Dans le domaine des maux de l’esprit, loin encore de se nommer psychiatrie, certaines observations de Burton montrent les limites de son temps, d’autres font preuve d’intuition, par exemple à propos des symptômes de ce que l’on appellera plus tard l’hystérie de conversion et le développement de l’idée des liens entre corps et psychisme qui existe depuis l’Antiquité. On a ainsi droit à des histoires plaisantes de patients qui guérissent ou tombent malades seulement avec les mots du docteur, quelques scènes qui auraient bien intéressé Freud.
À propos de l’alimentation, Burton parle de l’eau pure, ce qui l’amène à évoquer les aqueducs romains, et il va chercher chez Avicenne l’argument selon lequel il n’y a rien de pire que de consommer une grande diversité de mets ou en trop grande quantité, mais il se pose en scientifique expérimental quand il affirme que l’expérience est notre meilleur médecin et que le régime le plus adapté à l’un est souvent le plus souvent néfaste pour l’autre : cela peut paraître banal, mais témoigne d’une belle autonomie de la pensée. Il n’hésite donc pas à nous gratifier d’un chapitre sur la rétention et l’évacuation, digressant vers le thème des bains et nous amuse quand il prône la modération dans la pratique de ce qu’il nomme l’acte vénérien.
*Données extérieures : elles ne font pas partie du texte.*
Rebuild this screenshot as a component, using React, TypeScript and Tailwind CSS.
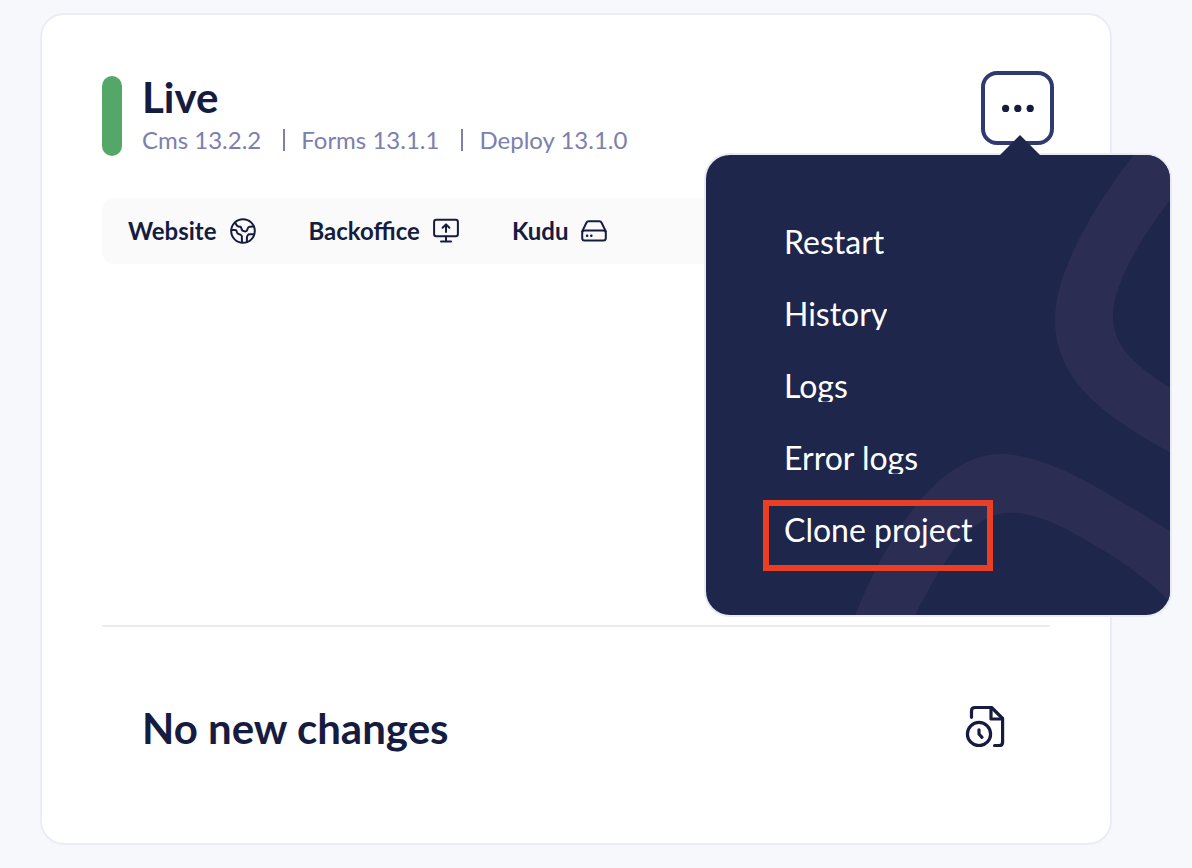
import type { ReactNode } from 'react';

const versions = ['Cms 13.2.2', 'Forms 13.1.1', 'Deploy 13.1.0'];
const actions = ['Restart', 'History', 'Logs', 'Error logs'];

const stroke = {
  fill: 'none',
  stroke: 'currentColor',
  strokeLinecap: 'round',
  strokeLinejoin: 'round',
} as const;

function GlobeIcon() {
  return (
    <svg className="size-[26px]" viewBox="0 0 26 26" strokeWidth="2" aria-hidden="true" {...stroke}>
      <circle cx="13" cy="13" r="11.8" />
      <path d="M1.4 12H5.2Q6.4 12 6.7 13.2L7.2 14.8Q7.5 15.8 8.6 16L10.4 16.6Q11.9 17.2 11.9 18.8V24.2" />
      <path d="M5 4.6L6.8 7.4Q7.4 8.2 8.4 8.4L10.2 8.8Q11.2 9.2 11.4 10.2L11.7 11.6Q12 12.8 13.4 13L15.4 13.4Q16.8 13.4 17.2 12L17.8 10.2Q18.2 9 19.6 8.8L24 8.6" />
      <path d="M24.2 16.3H19.6Q18.400 16.300 17.700 17.300Q16.900 18.400 16.900 19.800V24" />
    </svg>
  );
}

function UploadScreenIcon() {
  return (
    <svg className="size-[26px]" viewBox="0 0 26 26" strokeWidth="2" aria-hidden="true" {...stroke}>
      <rect x="1.1" y="1.8" width="23.8" height="16.4" rx="2.2" />
      <path d="M13 18.4V23M8 23.4h10M13 14V6.800M9.600 9.800L13 6.400l3.400 3.400" />
    </svg>
  );
}

function DriveIcon() {
  return (
    <svg className="size-[26px]" viewBox="0 0 26 26" strokeWidth="2" aria-hidden="true" {...stroke}>
      <path d="M1.2 13.4L5.4 4.7Q6.1 3.3 7.6 3.3h10.8q1.5 0 2.2 1.4l4.2 8.7" />
      <path d="M1.2 15q0-2.4 2.4-2.4h18.8q2.4 0 2.4 2.4v5q0 2.6-2.4 2.6H3.6q-2.4 0-2.4-2.6z" />
      <path d="M6 17.7h.2M10.2 17.7h.2" strokeWidth="2.4" />
    </svg>
  );
}

function FileClockIcon() {
  return (
    <svg className="h-[42px] w-[40px]" viewBox="0 0 40 42" strokeWidth="3.2" aria-hidden="true" {...stroke}>
      <path d="M6.5 12.3V6q0-3.5 3.5-3.5h16.6l11 11V37q0 3.6-3.4 3.6h-4.6" />
      <path d="M26 2.8V14h11.4" />
      <circle cx="14" cy="29" r="11.6" />
      <path d="M14 24.8v4.2l3 3.4" />
    </svg>
  );
}

function MenuBackdrop() {
  return (
    <svg
      className="absolute inset-0 size-full text-[#2b2d52]"
      viewBox="20 30 1392 1380"
      preserveAspectRatio="none"
      fill="currentColor"
      aria-hidden="true"
    >
      <path d="M1303 30C1190 175 1067 375 1067 525C1067 705 1215 815 1412 922V728C1320 668 1241 610 1241 515C1241 425 1310 300 1412 165V30Z" />
      <path d="M467 1410C570 1160 720 927 905 927C1050 927 1225 1045 1412 1158V1370C1320 1280 1240 1232 1150 1180C1075 1137 1000 1103 935 1103C820 1103 750 1215 647 1410Z" />
    </svg>
  );
}

function QuickLink({ label, children }: { label: string; children: ReactNode }) {
  return (
    <a href="#" className="flex items-center gap-[13px]">
      <span>{label}</span>
      {children}
    </a>
  );
}

function ActionsMenu() {
  return (
    <div className="absolute top-[84px] -right-[116px] z-10 w-[464px]">
      <nav className="relative overflow-hidden rounded-3xl bg-[#1e264c] shadow-[0_0_0_2px_#e9ebf4]">
        <MenuBackdrop />
        <ul className="relative flex flex-col items-start gap-10 px-[78px] pt-[71px] pb-[69px] text-[32px] leading-8 text-white">
          {actions.map((action) => (
            <li key={action}>
              <button type="button" className="block h-8 overflow-hidden">{action}</button>
            </li>
          ))}
          <li className="relative">
            <button type="button" className="block h-8">Clone project</button>
            <span className="pointer-events-none absolute -inset-x-[21px] -top-[14px] -bottom-[25px] border-6 border-[#eb3f25]" />
          </li>
        </ul>
      </nav>
      <svg className="absolute -top-5 right-[130px] h-5 w-10 text-[#1e264c]" viewBox="0 0 40 20" aria-hidden="true">
        <path d="M0 20L20 0L40 20Z" fill="currentColor" />
      </svg>
    </div>
  );
}

export default function App() {
  return (
    <div className="min-h-screen overflow-x-hidden bg-[#f7f8fc] pt-[13px] pr-20 pb-6 pl-10 font-['Lato',sans-serif] text-[#161c40]">
      <main className="rounded-3xl border-2 border-[#ebedf6] bg-white px-[60px]">
        <header className="-mr-1 flex items-start justify-between pt-14">
          <div className="mt-[5px] flex gap-5">
            <span className="w-5 rounded-full bg-[#53a868]" />
            <div className="h-20">
              <h1 className="text-[42px] leading-[42px] font-bold">Live</h1>
              <ul className="mt-[7px] flex text-2xl leading-[30px] text-[#7b80ad]">
                {versions.map((version, index) => (
                  <li key={version} className="flex items-center">
                    {index > 0 && <span className="mr-4 ml-[22px] h-[22px] w-[2px] bg-[#7b80ad]" />}
                    {version}
                  </li>
                ))}
              </ul>
            </div>
          </div>
          <div className="relative">
            <button
              type="button"
              aria-label="Project actions"
              className="flex h-[74px] w-[73px] items-center justify-center rounded-2xl border-4 border-[#2f3b70]"
            >
              <svg className="h-2 w-8" viewBox="0 0 32 8" fill="currentColor" aria-hidden="true">
                <circle cx="3.6" cy="4.4" r="3.6" />
                <circle cx="15.8" cy="4.4" r="3.6" />
                <circle cx="28.2" cy="4.4" r="3.6" />
              </svg>
            </button>
            <ActionsMenu />
          </div>
        </header>

        <section className="mt-[42px] min-h-[427px]">
          <div className="flex h-[66px] items-center gap-[53px] rounded-xl bg-[#fafafa] px-[26px] text-2xl font-bold">
            <QuickLink label="Website"><GlobeIcon /></QuickLink>
            <QuickLink label="Backoffice"><UploadScreenIcon /></QuickLink>
            <QuickLink label="Kudu"><DriveIcon /></QuickLink>
          </div>
        </section>

        <section className="flex items-center justify-between border-t-2 border-[#e9ebf4] pt-[76px] pr-[45px] pb-[90px] pl-10">
          <h2 className="text-[42px] leading-[50px] font-bold">No new changes</h2>
          <button type="button" aria-label="Change history" className="pb-1"><FileClockIcon /></button>
        </section>
      </main>
    </div>
  );
}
Quand Burton nous parle de l’air rectifié, on n’est pas chez Knock ou Diafoirus, mais dans une digression fabuleuse nous menant d’abord au pôle Nord et dans des considérations sur les variations de l’aiguille magnétique et dans d’autres problèmes géographiques lui faisant parcourir le monde entier et toute la culture de l’Antiquité au moyen-âge, de Horace à Cicéron, Sénèque et Lucain, à Érasme et Galilée, Tycho Brahé et Duns Scot, Kepler et bien d’autres encore...
Burton voudrait que nous soyons toujours en mouvement : cela lui permet de fustiger l’oisiveté de la noblesse et de promouvoir, avec modération, l’exercice du corps et de l’esprit : cela nous vaut de belles envolées à propos du sport, de la fauconnerie, de la musique associée au vin et à la joyeuse compagnie ("Elle chassera le diable en personne.") ; on est pas loin de la méthode Coué quand il nous est indiqué que les médecins prescrivent généralement la gaieté comme remède à la mélancolie...
Burton s’intéresse aux signes et aux symptômes, cela ne l’empêche pas d’être pris, parfois, par les préjugés de son époque : voilà de quoi inciter le lecteur moderne à pourchasser sans relâche les lieux communs contemporains et les idées pré-digérées dont il pourrait être la victime, même si cette leçon n’est guère à la mode.
C’est une recherche sans fin, qui remplit les bibliothèques, une lutte contre le désespoir, cet "abrégé de l’enfer".